Describing the practice as economic terrorism Mr Mohamad said to fend it off, developing countries must work together within their own borders and between countries.

He acknowledged that although the countries were weak and client states largely dependent on aid and loans, it was still possible to take a common stand in the fight.

"In this we are not alone. There are forces within the rich countries themselves which are with us and we can enlist their help."

During a session at the LID whereby leaders turned the tables and grilled journalists, the theme was mainly on why the developing countries were always portrayed negatively.

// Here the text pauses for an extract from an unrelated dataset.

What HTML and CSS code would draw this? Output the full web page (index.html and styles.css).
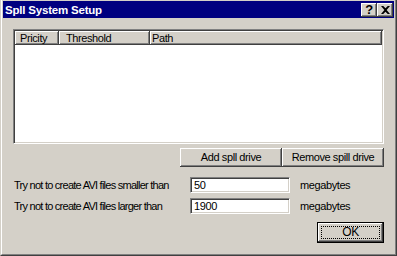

The leaders included President Mugabe, Mr Mohamad, South African Deputy President Jacob Zuma, Mozambique Prime Minister Pascoal Mocumbi, Ghana’s President John Kufuor, President of Sudan Colonel Al-Bashir, Uganda Vice-President Specioza Kazibwe, King Mswati of Swaziland, Dr Pakalitha Mosisili of Lesotho and former Botswana premier Ketumile Masire.

In Zimbabwe, the Minister of State in Vice-President Msika’s office, Dr Olivia Muchena, this week called upon black consciousness movements across the world to create their own media houses.

She told a delegation of visiting Americans that there was need to educate the world, starting with the United States congress, about the actual situation in Zimbabwe.

"It is completely weird that the US Congress sits down and decides to impose sanctions on Zimbabwe when they get their information from CNN an the BBC who have no moral obligation to judge us.

"Zimbabwe is an independent jurisdiction and therefore must not be persecuted on account of false reports by the Western media," said Dr Muchena.

This growing realisation by the so-called developing countries to tell their own stories is set to change the way events have been reported, bringing relief to governments and leaders long demonised unjustly by biased media organisations.